その企画とは来年度、MSP歌舞伎としてヴェニスの商人を原作とした歌舞伎である『何櫻彼桜銭世中』(さくらどきぜにのよのなか)を初の地方公演として、石川県能登演劇堂で上演するというものである。

この企画の発表によって明らかになったのは、MSPの目的が「学生がシェイクスピアを上演すること」にあり、この「シェイクスピア」もシェイクスピアに関連したものであればなんでもいいという、企画のみに重点をおいた全く節操のないものであるということだ。舞台の完成度など始めから考えていないのである。

今までもラボ公演やミュージカル公演など派生公演は存在した。

ラボ公演は本公演の作品からインスピレーションを得た作品やパロディ作品などを上演し、舞台芸術を追求する試みとして面白さのあるものだった。

しかし、20周年記念企画として行われるミュージカル公演には問題がある。11月26日父母会を対象とした公演、12月1日明治大学駿河台キャンパスリバティタワー1013教室、12月9日カフェ・パンセで公演が行われるのだが、ミュージカルであるにも関わらず、音楽や声の響きが全く考えられていない場所での実施である。この扱いが本公演の片手間でしかないことを露呈している。

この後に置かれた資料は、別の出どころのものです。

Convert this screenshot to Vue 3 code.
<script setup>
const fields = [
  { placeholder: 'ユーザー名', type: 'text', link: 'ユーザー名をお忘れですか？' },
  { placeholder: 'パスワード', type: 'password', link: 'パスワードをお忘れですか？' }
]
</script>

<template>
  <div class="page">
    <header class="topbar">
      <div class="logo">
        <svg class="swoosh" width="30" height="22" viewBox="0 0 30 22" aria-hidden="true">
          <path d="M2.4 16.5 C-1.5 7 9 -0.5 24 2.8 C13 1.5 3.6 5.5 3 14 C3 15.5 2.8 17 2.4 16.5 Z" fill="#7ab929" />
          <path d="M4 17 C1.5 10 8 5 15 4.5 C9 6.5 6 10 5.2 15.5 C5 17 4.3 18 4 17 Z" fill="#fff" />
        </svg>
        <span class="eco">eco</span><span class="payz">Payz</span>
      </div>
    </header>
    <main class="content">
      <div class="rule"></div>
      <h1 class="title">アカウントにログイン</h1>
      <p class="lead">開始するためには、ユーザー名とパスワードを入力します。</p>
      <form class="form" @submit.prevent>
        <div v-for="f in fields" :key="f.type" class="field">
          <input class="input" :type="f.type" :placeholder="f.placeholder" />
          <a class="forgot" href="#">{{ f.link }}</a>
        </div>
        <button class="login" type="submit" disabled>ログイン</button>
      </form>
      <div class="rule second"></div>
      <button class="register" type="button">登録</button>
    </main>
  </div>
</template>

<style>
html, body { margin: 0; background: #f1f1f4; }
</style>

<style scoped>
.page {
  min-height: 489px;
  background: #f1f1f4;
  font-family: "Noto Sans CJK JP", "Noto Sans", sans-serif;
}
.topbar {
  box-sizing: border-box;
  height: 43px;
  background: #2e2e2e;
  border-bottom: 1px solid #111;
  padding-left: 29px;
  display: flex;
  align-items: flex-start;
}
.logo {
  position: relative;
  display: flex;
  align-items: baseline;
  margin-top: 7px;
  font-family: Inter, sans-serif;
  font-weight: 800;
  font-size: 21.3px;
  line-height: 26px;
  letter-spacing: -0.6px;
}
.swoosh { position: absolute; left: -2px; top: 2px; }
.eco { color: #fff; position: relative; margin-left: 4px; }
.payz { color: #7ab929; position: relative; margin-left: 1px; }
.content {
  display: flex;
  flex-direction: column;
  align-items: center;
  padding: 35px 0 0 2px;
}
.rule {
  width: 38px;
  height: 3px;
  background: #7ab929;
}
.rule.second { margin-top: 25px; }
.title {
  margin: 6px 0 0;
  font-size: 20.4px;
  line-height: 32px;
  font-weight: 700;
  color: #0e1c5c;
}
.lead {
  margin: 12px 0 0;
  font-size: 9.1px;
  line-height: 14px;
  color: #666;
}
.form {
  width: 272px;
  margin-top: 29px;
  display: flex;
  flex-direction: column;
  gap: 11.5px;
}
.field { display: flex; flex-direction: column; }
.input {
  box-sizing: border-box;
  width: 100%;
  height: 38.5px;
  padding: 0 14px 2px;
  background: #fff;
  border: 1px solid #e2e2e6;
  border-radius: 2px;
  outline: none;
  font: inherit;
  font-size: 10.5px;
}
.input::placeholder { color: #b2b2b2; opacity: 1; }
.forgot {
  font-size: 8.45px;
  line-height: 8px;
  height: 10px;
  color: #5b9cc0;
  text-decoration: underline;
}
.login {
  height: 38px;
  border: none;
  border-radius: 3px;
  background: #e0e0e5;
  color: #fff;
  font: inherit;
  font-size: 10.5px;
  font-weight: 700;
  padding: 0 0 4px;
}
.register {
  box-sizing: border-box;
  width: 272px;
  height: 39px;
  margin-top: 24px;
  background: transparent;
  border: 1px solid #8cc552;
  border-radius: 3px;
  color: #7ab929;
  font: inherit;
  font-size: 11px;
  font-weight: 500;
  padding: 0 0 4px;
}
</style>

では歌舞伎公演に戻ろう。MSP初の地方公演とのことだが、まず観客としては父母会を中心とした関係者のみだろう。明治大学のある東京の本公演でさえ、空席が出るほどの知名度しかないのだから、地方での公演で外部から人間が来るはずもない。そして、歌舞伎を上演することについてだが、これに関しては全く必要性を感じられない。素人が歌舞伎をやるべきではないと言っているわけではない。大学の歌舞伎研究会が学園祭で歌舞伎の一場面を演じるということはよくある。しかし、そこには間違いなくリスペクトと歌舞伎の面白さを知ってほしいという確かな目的が存在する。「シェイクスピアを元にした作品」であれば、なんでもいいという態度が一貫しているMSPにとってたまたまいい題材として歌舞伎があっただけだろう。父母会に対してであれば、世間一般が抱く、歌舞伎のようなものを見せておけばいいという浅はかな考えが透けて見える。伝統など無視した、外国人観光客向けにアイコンとして使われる歌舞伎と同様の扱いである。

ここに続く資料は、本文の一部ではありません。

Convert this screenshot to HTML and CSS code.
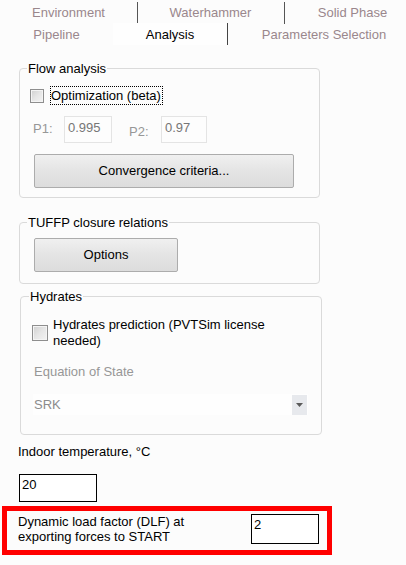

この歌舞伎公演やミュージカル公演は、MSPというものが演劇を志す学生にとって大きな影響力を持つようになったがゆえに企画された「やりがい搾取」の象徴とも言えるものだろう。そこに歌舞伎やミュージカルという舞台芸術へのリスペクトは全くない。既存のものであろうが、新しく作ろうが、シェイクスピア関連であればなんでもいいのだ。父母会へのご機嫌取りとして大学が学生を利用している。あまりに酷いものである。

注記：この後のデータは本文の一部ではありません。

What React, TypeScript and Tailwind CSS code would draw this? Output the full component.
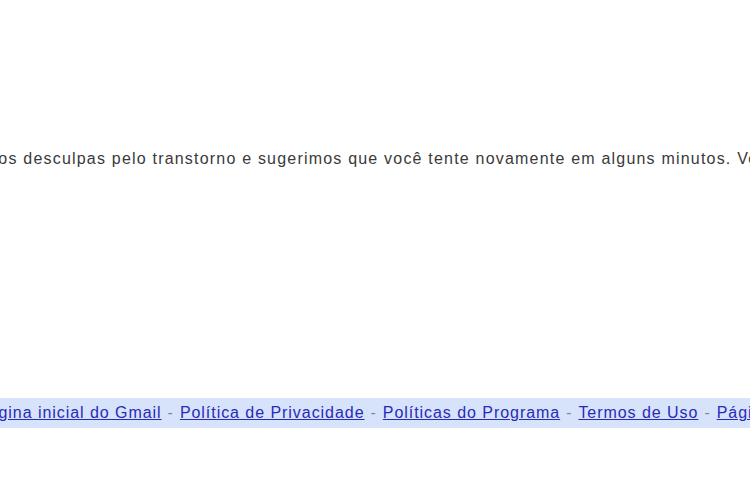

本公演は通常の演劇よりも長期間の稽古によって参加者に偽りの満足を与える。観客は関係者しか来ない。学生が行うというだけで父母会は称賛する。MSPは行うこと自体が重要であり、舞台の完成度など始めからどうでもいいのだ。今回の企画発表ではっきりした。学生を搾取するMSPという企画は腐り切っている。いつかこの制度を改革せんとする学生が現れることを願うばかりである。